It’s quite a feeling to drive up towards the flat horizon, knowing that beyond the little village of Valley is the airfield where Dad first flew as a night-fighter pilot in 1941 (456 Squadron). I wondered which of the older little terraced houses might be the one where a lady made a bit of extra cash by serving home-cured ham and fresh eggs in her front room, which Dad and his friends used to frequent. They kept it as secret as they could from the rest of the Squadron. It was quite a feeling to drive through the Station and then for Chattie to be lined up with a Hawk jet for our official photograph. As I shook hands with Station Commander Group Captain Peter Cracroft I couldn’t help picturing my Dad’s amazed reaction if he could have known that this would be happening. He was always proud of serving at Valley. The Station Commander told me that the highest risk at the Station was still that of vehicles straying onto the runway. Seventy-four years after Dad hit that stray cook-wagon while trying to land at 110 miles an hour, it seems that potential hazard has not changed! The lovely Cerys, who supports my efforts from the RAF Benevolent Fund, had flown up from Cardiff in the morning; my thanks go to her, and to Darren at RAF Valley who escorted and guided us throughout our stay. After leaving the Station, and I said goodbye to them both at the ‘spotters’ car park’ nearby, a jet thundered by right over our heads. ‘I would like to say I had arranged that for you!’ said Darren. From that car park, I sat a little while looking over the airfield. From here, in a way, it is easier to get a feel for it as it was in 1941. Just the grass between the runways, and a few older hangars and airforce buildings over to the right. In front of me, Darren had pointed out a red light in the grass, where the perimeter track turns in towards the live runways. ‘That is the same system your Dad would have known – that is what the cook wagon ignored when your father was landing his Defiant.’ A strange feeling to finish with, contemplating that red light nestling in the grass, and thinking how close a shave it was that day for my Dad when he crash-landed on the one remaining oleo leg and finished up in the dunes beyond my line of sight. If he had been only 11 feet off the ground when he hit the cook wagon, instead of 12 feet, he would probably not have survived. Then I wouldn’t have been here to visit RAF Valley in a 1935 Singer Le Mans, that’s for sure.
Tag Archives: Aviation history
Nearly 8500 Polish airmen ended up in Britain in 1940, after first fighting losing battles in Poland and then France. They called Britain ‘The Island of Last Hope’. My father remembers serving alongside the Polish and I remember him saying that they were good pilots and fighters; he said this with feeling.

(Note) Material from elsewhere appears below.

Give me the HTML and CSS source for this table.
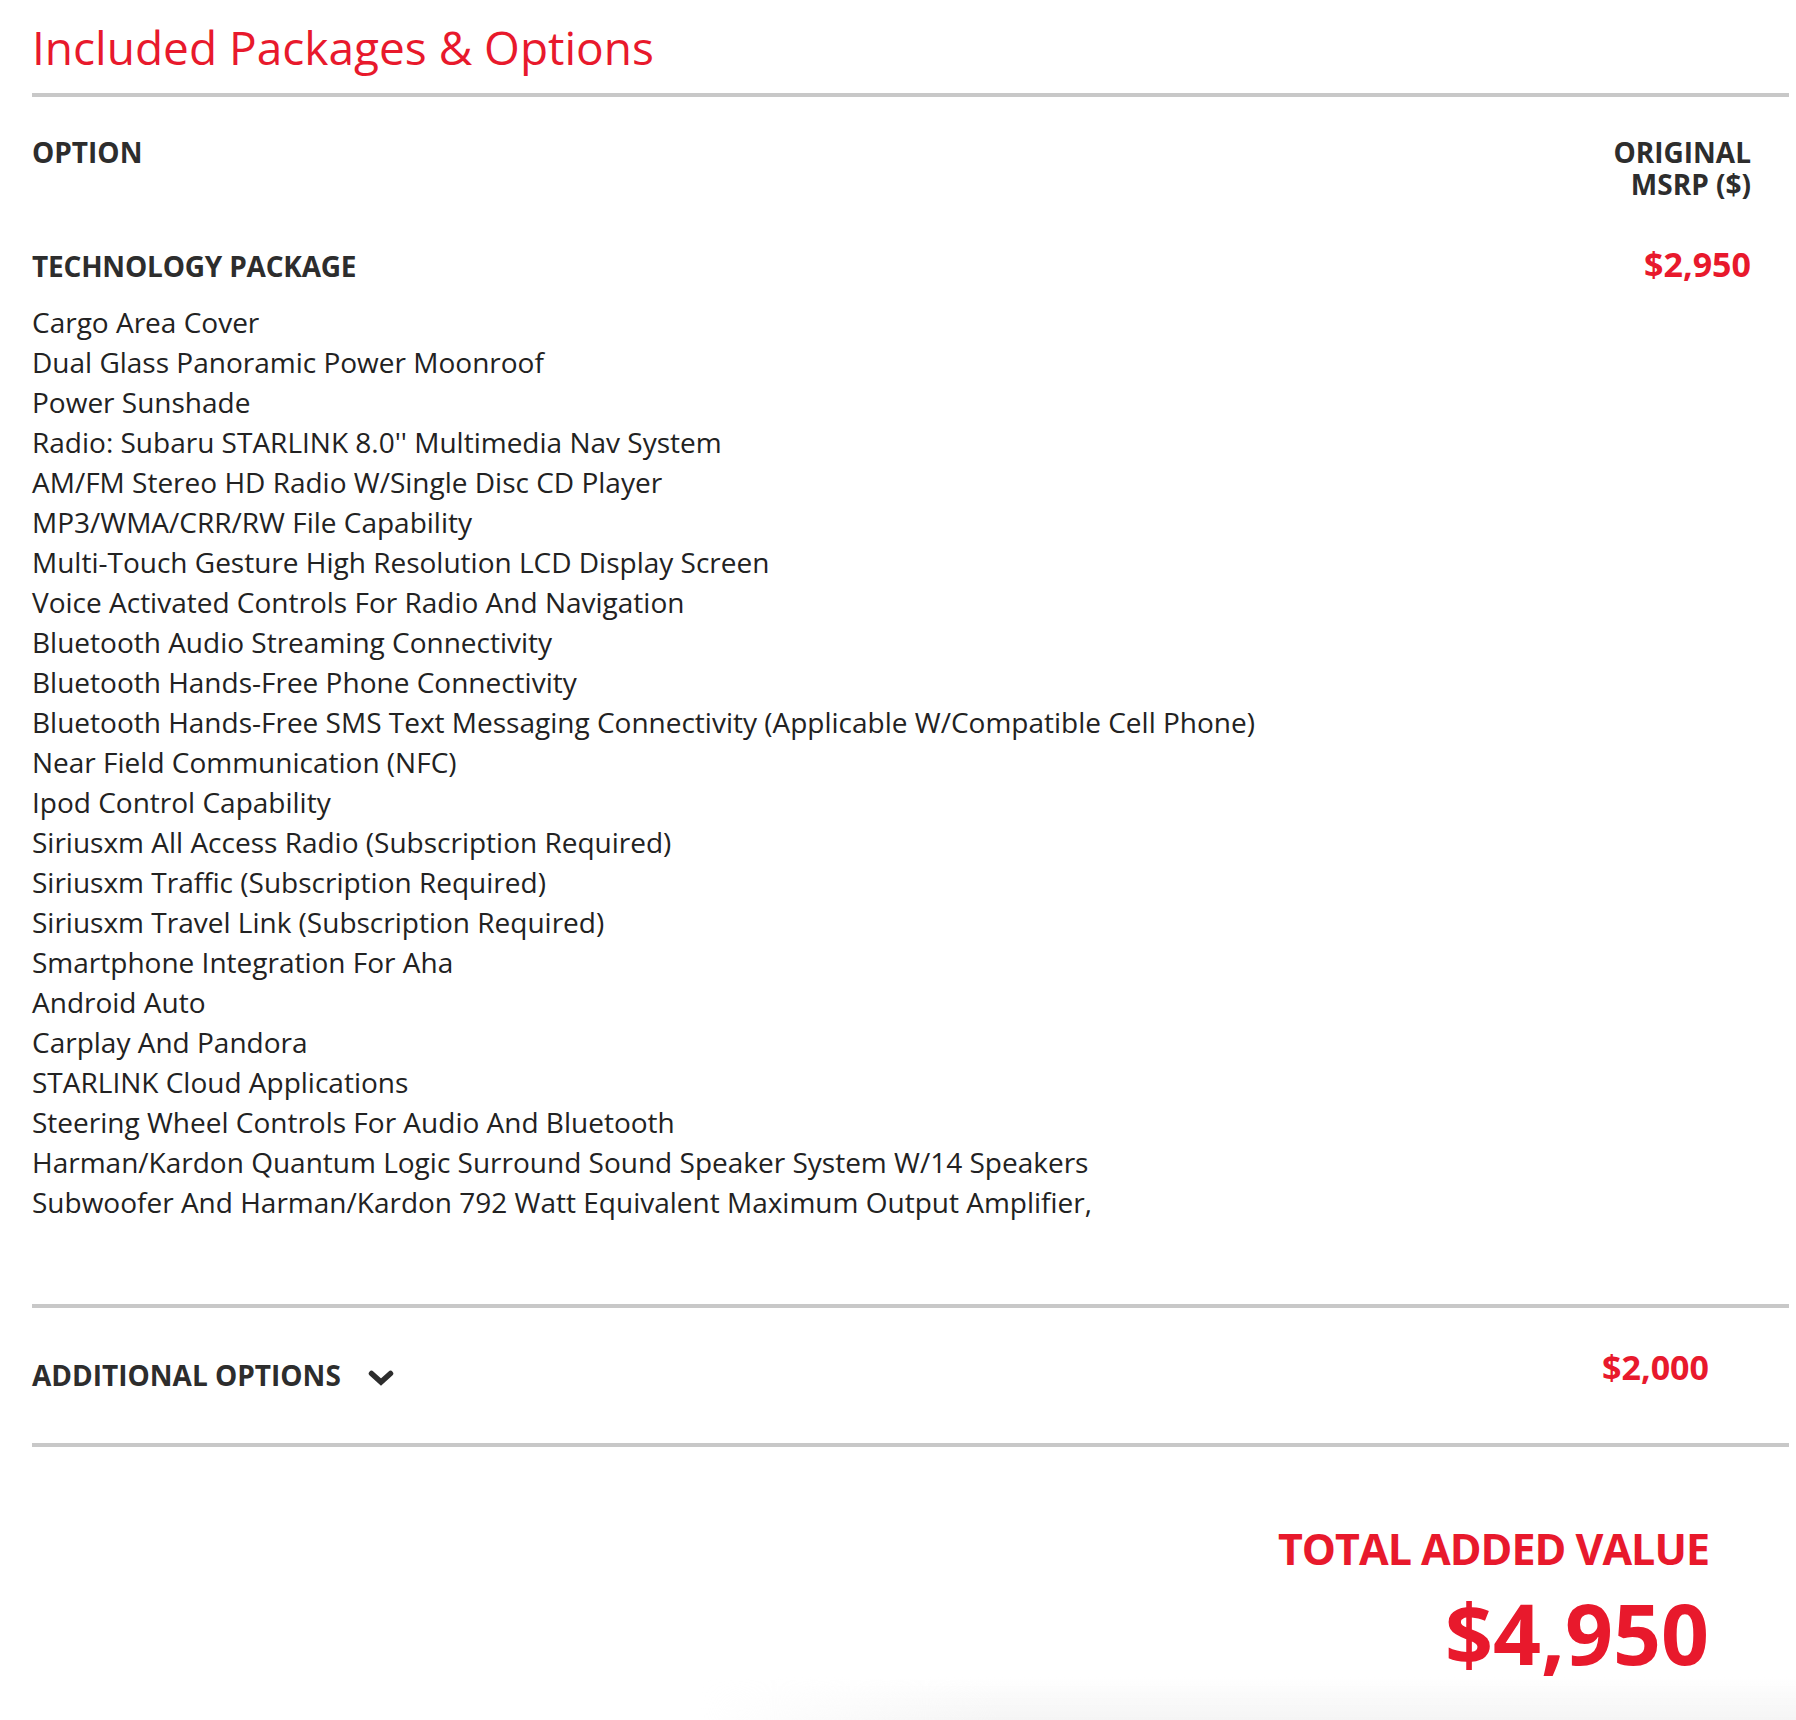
FILE: index.html
```html
<!DOCTYPE html>
<html lang="en">
<head>
<meta charset="utf-8">
<title>Included Packages &amp; Options</title>
<link rel="stylesheet" href="styles.css">
</head>
<body>
<div class="page">
  <h1 class="title">Included Packages &amp; Options</h1>
  <div class="rule"></div>

  <div class="head-row">
    <div class="col-label">OPTION</div>
    <div class="col-label col-right"><span class="hl">ORIGINAL</span><span class="hl">MSRP ($)</span></div>
  </div>

  <div class="pkg-row">
    <div class="pkg-name">TECHNOLOGY PACKAGE</div>
    <div class="price">$2,950</div>
  </div>

  <ul class="items">
    <li>Cargo Area Cover</li>
    <li>Dual Glass Panoramic Power Moonroof</li>
    <li>Power Sunshade</li>
    <li>Radio: Subaru STARLINK 8.0'' Multimedia Nav System</li>
    <li>AM/FM Stereo HD Radio W/Single Disc CD Player</li>
    <li>MP3/WMA/CRR/RW File Capability</li>
    <li>Multi-Touch Gesture High Resolution LCD Display Screen</li>
    <li>Voice Activated Controls For Radio And Navigation</li>
    <li>Bluetooth Audio Streaming Connectivity</li>
    <li>Bluetooth Hands-Free Phone Connectivity</li>
    <li>Bluetooth Hands-Free SMS Text Messaging Connectivity (Applicable W/Compatible Cell Phone)</li>
    <li>Near Field Communication (NFC)</li>
    <li>Ipod Control Capability</li>
    <li>Siriusxm All Access Radio (Subscription Required)</li>
    <li>Siriusxm Traffic (Subscription Required)</li>
    <li>Siriusxm Travel Link (Subscription Required)</li>
    <li>Smartphone Integration For Aha</li>
    <li>Android Auto</li>
    <li>Carplay And Pandora</li>
    <li>STARLINK Cloud Applications</li>
    <li>Steering Wheel Controls For Audio And Bluetooth</li>
    <li>Harman/Kardon Quantum Logic Surround Sound Speaker System W/14 Speakers</li>
    <li>Subwoofer And Harman/Kardon 792 Watt Equivalent Maximum Output Amplifier,</li>
  </ul>

  <div class="rule"></div>

  <div class="add-row">
    <div class="add-name">ADDITIONAL OPTIONS
      <svg class="chev" width="26" height="16" viewBox="0 0 26 16" aria-hidden="true">
        <polyline points="3.5,3.5 13,12 22.5,3.5" fill="none" stroke="#2d2d2d" stroke-width="5.5" stroke-linecap="round" stroke-linejoin="miter"/>
      </svg>
    </div>
    <div class="price">$2,000</div>
  </div>

  <div class="rule"></div>

  <div class="total">
    <div class="total-label">TOTAL ADDED VALUE</div>
    <div class="total-value">$4,950</div>
  </div>
</div>
<div class="fade"></div>
</body>
</html>
```

FILE: styles.css
```css
html, body {
  margin: 0;
  padding: 0;
  background: #ffffff;
}

body {
  font-family: "Open Sans", "Liberation Sans", sans-serif;
  color: #2d2d2d;
  overflow: hidden;
}

.page {
  padding: 0 7px 0 32px;
}

.title {
  margin: 0 0 13px 0;
  padding-top: 15px;
  font-size: 46px;
  line-height: 65px;
  font-weight: 400;
  color: #e8192c;
}

.rule {
  height: 4px;
  background: #c8c8c8;
}

.head-row {
  display: flex;
  justify-content: space-between;
  align-items: flex-start;
  padding: 39px 38px 0 0;
}

.col-label {
  font-size: 28px;
  line-height: 32px;
  font-weight: 700;
  color: #2d2d2d;
}

.col-right {
  display: flex;
  flex-direction: column;
  align-items: flex-end;
}

.hl {
  display: block;
  height: 32px;
  line-height: 32px;
}

.pkg-row {
  display: flex;
  justify-content: space-between;
  align-items: baseline;
  margin-top: 48px;
  padding-right: 38px;
}

.pkg-name {
  font-size: 28px;
  line-height: 32px;
  font-weight: 700;
  letter-spacing: -0.2px;
}

.price {
  font-size: 34px;
  line-height: 32px;
  font-weight: 700;
  color: #e8192c;
}

.items {
  list-style: none;
  margin: 20px 0 82px 0;
  padding: 0;
  font-size: 28px;
  line-height: 40px;
  color: #222222;
}

.add-row {
  display: flex;
  justify-content: space-between;
  align-items: flex-start;
  padding: 39px 80px 0 0;
  height: 96px;
}

.add-row .price {
  line-height: 40px;
}

.add-name {
  display: flex;
  align-items: center;
  margin-top: 8px;
  font-size: 28px;
  line-height: 40px;
  font-weight: 700;
}

.chev {
  margin-left: 27px;
  margin-top: 6px;
}

.total {
  display: flex;
  flex-direction: column;
  align-items: flex-end;
  padding: 78px 80px 0 0;
}

.total-label {
  font-size: 43px;
  line-height: 48px;
  font-weight: 700;
  letter-spacing: -1px;
  color: #e8192c;
}

.total-value {
  margin-top: 16px;
  font-size: 84px;
  line-height: 88px;
  font-weight: 700;
  color: #e8192c;
}

.fade {
  height: 43px;
  margin-left: 700px;
  background: linear-gradient(to bottom, rgba(240, 240, 240, 0), rgba(240, 240, 240, 0.7));
  -webkit-mask-image: linear-gradient(to right, transparent, #000 300px);
  mask-image: linear-gradient(to right, transparent, #000 300px);
}
```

After visiting raf Valley tomorrow I will be travelling to the site of the old RAF Penrhos, where many Polish servicemen were demobbed after the war. 2408 Polish airmen lost their lives fighting for freedom. The Polish Squadrons played a vital part in the Battle of Britain, showing tremendous valour and determination. Yet the peace they fought for, and won for the rest of Europe, didn’t come for their own country until half a century later. The Polish Housing Society, a charity set up in 1949, bought the old airfield and today it still runs a care home on the site. Here I hope to meet at least one Polish resident who served during the war. That would be a great privilege.
In his memoirs ‘Flying Blind: the Story of a Second World War Night Fighter Pilot’, my Dad writes:
“On July 10th 1941, with Jimmy Ward on the pillion of the good old motorbike, I reported to RAF Valley, near Holyhead on the coast of Anglesey, where the single-engined aircraft in residence was the Boulton Paul Defiant…As the two of us entered the main gate, we realised immediately that this brand0new aerodrome with its hastily erected buildings was situated literally on the coast. The triangular form made by the runways criss-crossed the sand dunes. The usual Nissen huts of simple brick construction looked austere and, as we discovered later, so was the food and living accommodation. But it was midsummer and the weather was fine and warm.”

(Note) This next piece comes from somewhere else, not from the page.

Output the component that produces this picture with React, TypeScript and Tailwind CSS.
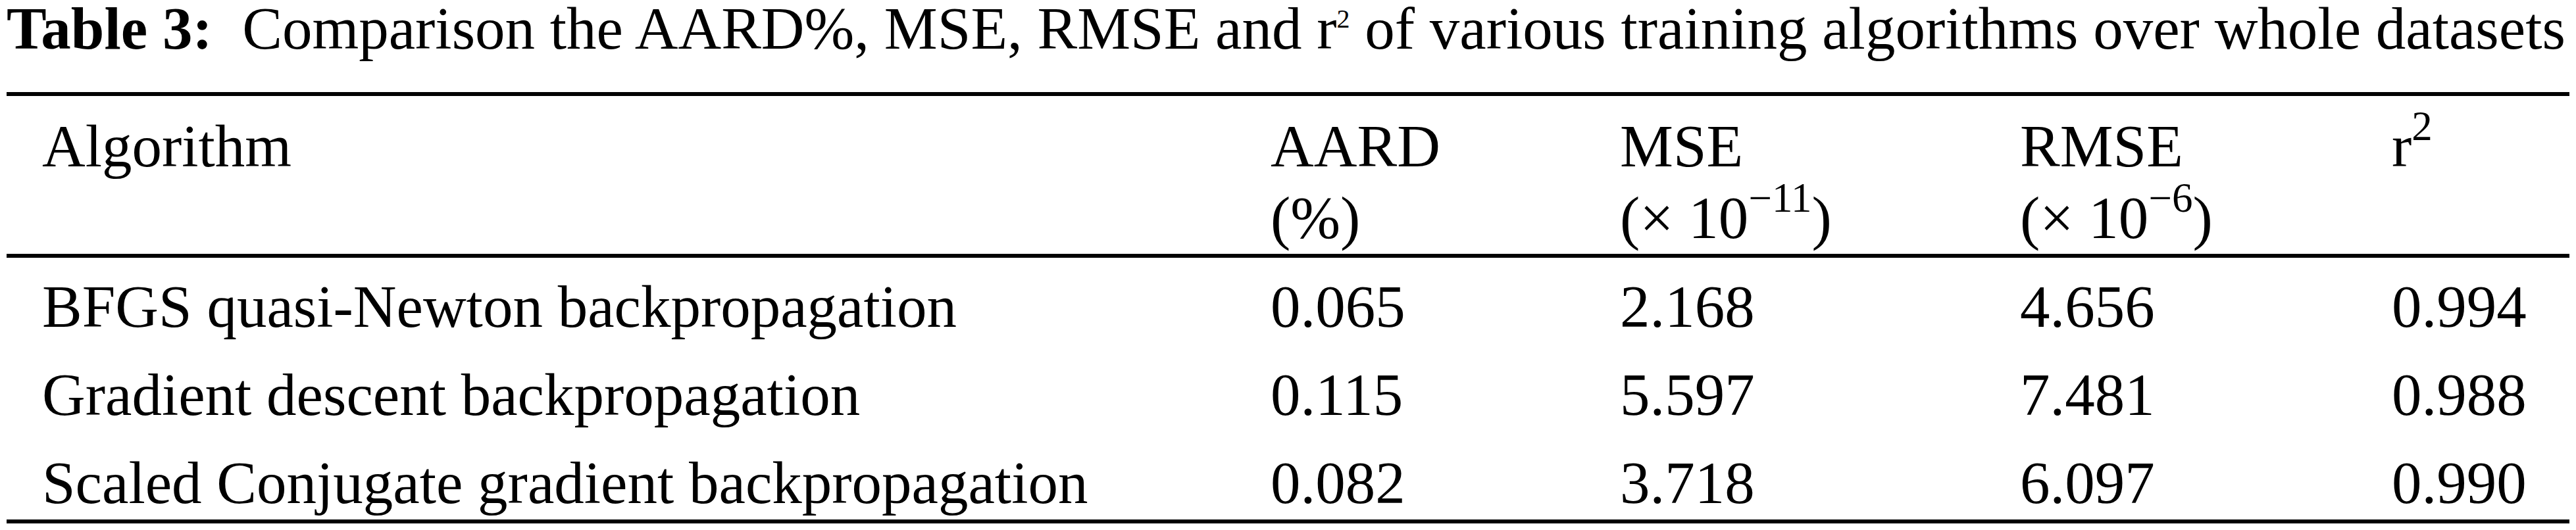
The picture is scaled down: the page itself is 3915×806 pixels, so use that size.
const rows = [
  { name: 'BFGS quasi-Newton backpropagation', aard: '0.065', mse: '2.168', rmse: '4.656', r2: '0.994' },
  { name: 'Gradient descent backpropagation', aard: '0.115', mse: '5.597', rmse: '7.481', r2: '0.988' },
  { name: 'Scaled Conjugate gradient backpropagation', aard: '0.082', mse: '3.718', rmse: '6.097', r2: '0.990' },
];

const cols = 'grid grid-cols-[1867px_531px_608px_565px_1fr] pl-[54px]';

const Sup = ({ children }: { children: React.ReactNode }) => (
  <sup className="text-[63px] top-[-40px]">{children}</sup>
);

const App = () => {
  return (
    <div className="w-[3915px] h-[806px] bg-white px-[10px] text-black text-[91px] font-['Liberation_Serif','Times_New_Roman',serif]">
      <h3 className="leading-none whitespace-nowrap mt-[-2px] mb-[51px]">
        <span className="font-bold">Table 3:</span>
        {'\u00a0\u00a0'}Comparison the AARD%, MSE, RMSE and r<sup className="text-[40px] top-[-32px]">2</sup> of various training algorithms over whole datasets
      </h3>
      <div className="border-t-[6px] border-b-[6px] border-black">
        <div className={`${cols} pt-[22px] leading-[109px]`}>
          <div>Algorithm</div>
          <div>
            AARD
            <br />
            (%)
          </div>
          <div>
            MSE
            <br />
            (× 10<Sup>−11</Sup>)
          </div>
          <div>
            RMSE
            <br />
            (× 10<Sup>−6</Sup>)
          </div>
          <div>
            r<Sup>2</Sup>
          </div>
        </div>
        <div className="border-t-[6px] border-black">
          {rows.map((row) => (
            <div key={row.name} className={`${cols} pt-[25px] pb-[9px] last:pb-[5px] leading-[100px] whitespace-nowrap`}>
              <div>{row.name}</div>
              <div>{row.aard}</div>
              <div>{row.mse}</div>
              <div>{row.rmse}</div>
              <div>{row.r2}</div>
            </div>
          ))}
        </div>
      </div>
    </div>
  );
};

export default App;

On Friday, I also will be reporting to RAF Valley; not on a motorbike, but in my 1935 Singer Le Mans sports car, just like the car Dad drove and loved later in the war. It will be a moment to remember, and I know he’ll be with me in spirit.
The Tiger Moth in which my father learned to fly in 1941 is going to be coming to PreWar Prescott again this year – WEATHER PERMITTING. I am therefore CHANGING MY SCHEDULE TO MEET IT.
I will therefore now be attending the Royal International Air Tattoo on the Sunday only, 19th July.
The rest of that weekend will be as follows:
Friday 17th July – Kemble Airfield to meet Tiger Moth, (followed by pre-Prewar Prescott get-together)
Saturday 18th July – Prewar Prescott + evening Battle of Britain Victory Party and BBQ with flypast: not only ‘Dad’s’ Tiger Moth but also aerobatics display from a venerable Battle of Britain Hurricane aerobatics – see http://www.prewarprescott.com/
Last year the heavens opened for Prewar Prescott and the Tiger Moth couldn’t make the journey from Norfolk. This year it’s bound to be a beautiful weekend, and therefore all being well I look forward greatly to what will be a touching occasion for me.
This is a photograph of the actual Tiger Moth in which my father flew in 1941, now owned and flown by Paul Harvey. Amazing! I have taken it from the Prewar Prescott website – please let me know if there is a problem with my using it here.
My schedules are now in place for Group 1: North Wales (16th to 18th April) and Group 2: Shropshire/Cheshire (23rd and 24th April). Please look at my Schedule page which gives the itinerary for each of these tours followed by the link to the most up-to-date overall tour schedule.
With a little help from various friends, including Graham and Amanda of GA Promotions (Militaria Fairs). I think I have now identified Dad’s ‘mystery’ airfield. On his list, I picked out the 60 UK airfields where he landed during the war, all except ‘Uppingdon’. There were several contenders for this, including ‘Uppingham’ north of London, suggested by several people. But this didn’t open until 1943, and it’s pretty clear (because he listed them in chronological order) that Dad’s visit to ‘Uppingdon’ took place in 1941-2. It was in the list next to RAF Shawbury and RAF High Ercall, so I identified the nearby village of Uppington as a possibility. But…no airfield at Uppington. However, RAF Atcham, also a US air base at one stage, was in the same parish district, only a few miles away from Uppington village. My father wrote his airfields list neatly in the back of his log book at the end of the war, and he might well have known the airfield by the name of Uppingdon/Uppington as well as RAF Atcham. Besides, what more natural that in recording a single stop-off at Atcham, he remembered it by an evening in the pub at nearby Uppington?